Proud Dunghutti woman and author Ashlee Donohue was subjected to relentless violence by her former partner but there was one act that finally made her leave him.

It was when he threw a shoe at her.

"He nearly killed me once and I had a butcher's knife held to my throat," she said.

"Even though he had put a knife at me and busted me up and all those things, when he threw the shoe, I was done.

"I read this quote which said people will tolerate as much violence as they are subjected to in childhood and for me, the pinnacle of violence was having the shoe thrown at me.

"I have spoken to many Indigenous women and non-Indigenous women and there is always that line."

The tireless anti-violence advocate has penned a memoir called Because I Love Him about her harrowing personal journey from domestic violence to empowerment.

She said while the title of the book may shock people, domestic violence was a complicated issue.

"We were sitting in the dock in court and the judge looked at me and said why are you with this man?" she said.

"And I said it was because I love him. But it was the first time I questioned why I was with him because people never ask you that question.

"You don't want to end the relationship because a lot of the relationship is good, you just want the violence to stop."

Ms Donohue said she wrote the book to highlight how disturbingly common domestic violence is in Australia and how it's often shrouded in silence.

The chair of Warringa Baiya Aboriginal Women's Legal Service hopes by sharing her story she is breaking the misconception that victims are alone in their experiences.

"What I want this book to do is land in the right hands so that people can understand how ugly and scary and awful domestic violence is.

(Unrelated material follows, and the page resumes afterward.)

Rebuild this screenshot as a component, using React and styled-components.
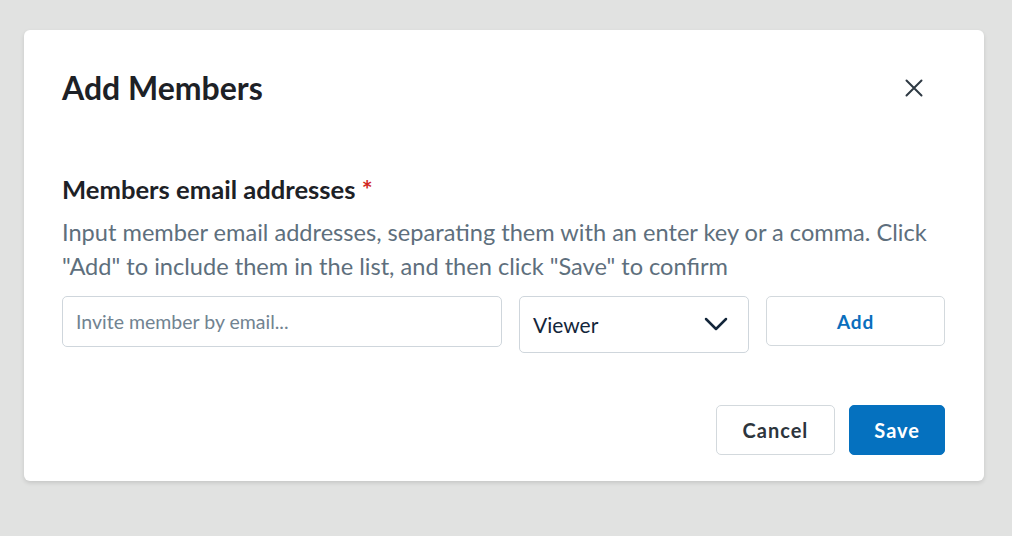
import styled, { createGlobalStyle } from "styled-components";

const GlobalStyle = createGlobalStyle`
  html, body {
    margin: 0;
    padding: 0;
    background: #e1e2e1;
    font-family: Lato, "Open Sans", sans-serif;
  }
  * { box-sizing: border-box; }
`;

const App = () => {
  return (
    <Page>
      <GlobalStyle />
      <Modal>
        <Header>
          <Title>Add Members</Title>
          <CloseButton aria-label="Close">
            <svg width="18" height="18" viewBox="0 0 18 18" fill="none">
              <path d="M1.5 1.5L16.5 16.5M16.5 1.5L1.5 16.5" stroke="#2f3a44" strokeWidth="2" strokeLinecap="round" />
            </svg>
          </CloseButton>
        </Header>

        <Field>
          <Label>
            Members email addresses <Required>*</Required>
          </Label>
          <Hint>
            Input member email addresses, separating them with an enter key or a comma. Click
            "Add" to include them in the list, and then click "Save" to confirm
          </Hint>
          <InputRow>
            <EmailInput placeholder="Invite member by email..." />
            <Select>
              <span>Viewer</span>
              <svg width="24" height="15" viewBox="0 0 24 15" fill="none">
                <path d="M2 2L12 12L22 2" stroke="#13263a" strokeWidth="2.5" strokeLinecap="round" strokeLinejoin="round" />
              </svg>
            </Select>
            <Button $variant="outline">Add</Button>
          </InputRow>
        </Field>

        <Footer>
          <Button $variant="secondary">Cancel</Button>
          <Button $variant="primary">Save</Button>
        </Footer>
      </Modal>
    </Page>
  );
};

const Page = styled.div`
  padding: 30px 28px 55px 24px;
  min-height: 536px;
`;

const Modal = styled.div`
  width: 960px;
  background: #ffffff;
  border-radius: 6px;
  box-shadow: 0 2px 4px rgba(0, 0, 0, 0.12);
  padding: 38px 39px 26px 38px;
`;

const Header = styled.div`
  display: flex;
  align-items: center;
  justify-content: space-between;
`;

const Title = styled.h1`
  margin: 0;
  font-size: 32px;
  font-weight: 700;
  line-height: 40px;
  color: #1d2126;
`;

const CloseButton = styled.button`
  border: none;
  background: none;
  padding: 0;
  margin-right: 22px;
  width: 18px;
  height: 18px;
  display: flex;
  align-items: center;
  justify-content: center;
  cursor: pointer;
`;

const Field = styled.div`
  margin-top: 66px;
`;

const Label = styled.div`
  font-size: 25.6px;
  font-weight: 700;
  line-height: 30px;
  color: #1d2126;
`;

const Required = styled.span`
  color: #d0271d;
`;

const Hint = styled.p`
  margin: 11px 0 13px;
  font-size: 23.6px;
  line-height: 34px;
  color: #5e6f7d;
`;

const InputRow = styled.div`
  display: flex;
  align-items: flex-start;
  gap: 17px;
`;

const EmailInput = styled.input`
  flex: 1;
  min-width: 0;
  height: 51px;
  border: 1px solid #cfd6dc;
  border-radius: 5px;
  padding: 0 13px;
  font-family: inherit;
  font-size: 19.5px;
  color: #1d2126;
  outline: none;

  &::placeholder {
    color: #718391;
  }
`;

const Select = styled.div`
  width: 230px;
  height: 57px;
  border: 1px solid #cfd6dc;
  border-radius: 5px;
  padding: 0 20px 0 13px;
  display: flex;
  align-items: center;
  justify-content: space-between;
  font-size: 21px;
  color: #13263a;
`;

const Button = styled.button`
  height: 50px;
  border-radius: 5px;
  font-family: inherit;
  font-size: ${(p) => (p.$variant === "outline" ? "19px" : "20px")};
  font-weight: 700;
  letter-spacing: ${(p) => (p.$variant === "outline" ? "0.8px" : "1px")};
  cursor: pointer;
  border: 1px solid ${(p) => (p.$variant === "primary" ? "#0571bf" : "#d3d9dd")};
  background: ${(p) => (p.$variant === "primary" ? "#0571bf" : "#ffffff")};
  color: ${(p) =>
    p.$variant === "primary" ? "#ffffff" : p.$variant === "outline" ? "#0a6ebd" : "#2d353d"};
  width: ${(p) => (p.$variant === "outline" ? "179px" : "auto")};
  padding: ${(p) =>
    p.$variant === "outline" ? "0" : p.$variant === "primary" ? "0 24px" : "0 26px"};
`;

const Footer = styled.div`
  display: flex;
  justify-content: flex-end;
  gap: 14px;
  margin-top: 52px;
`;

export default App;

And that being hit once is too many times," she told the National Indigenous Times.

"There were numerous times when I went back.

"There are many reasons why women stay, and it wasn't any of the reasons you hear in the media."

The recipient of the University of Technology Sydney Human Rights Reconciliation Award said domestic violence doesn't discriminate.

She said violence against women is a serious and widespread problem in Australia.

"It doesn't matter if you are black, white or brindle," she said.

"It doesn't matter how good your shoes are or how much money you earn, it doesn't matter.

"It happens in every town."

According to the Australian Institute of Criminology, First Nations women are eight times more likely than non-Indigenous women to be murdered.

First Nations women will also experience more sexual violence, hospitalisation and significant health impacts from domestic violence than non-Indigenous women.

Ms Donohue, who has delivered a speech at the United Nations Commission on the Status of Women forums in New York, said domestic violence should no longer be a taboo subject.

"You can believe some of the big CEOs are victims of domestic violence but they're not going to out anyone," she said.

"Women aren't going to access help because of shame because if it gets around the office, she's in a domestic relationship that could ruin someone's career.

"So that taboo stuff is still there unless you're in that space talking about it."

The 55-year-old said it was disheartening that only a fraction of domestic violence incidents made headline news.

She said through platforms like social media, a handful of individuals were shedding light on this issue by documenting every tragic outcome of domestic violence.

"For every story that makes the news there are 20 that don't," she said.

"How many times do you see an Aboriginal woman on the news headlining a domestic violence incident?

"But it's crucial that personal narratives, like mine, are shared widely in a collective effort to dismantle the barriers of silence and stigma, fostering a community where survivors can find solace, support, and strength in solidarity."

Ashlee Donohue's memoir Because I Love Him, published by Magabala Books is on sale from 1 May 2024.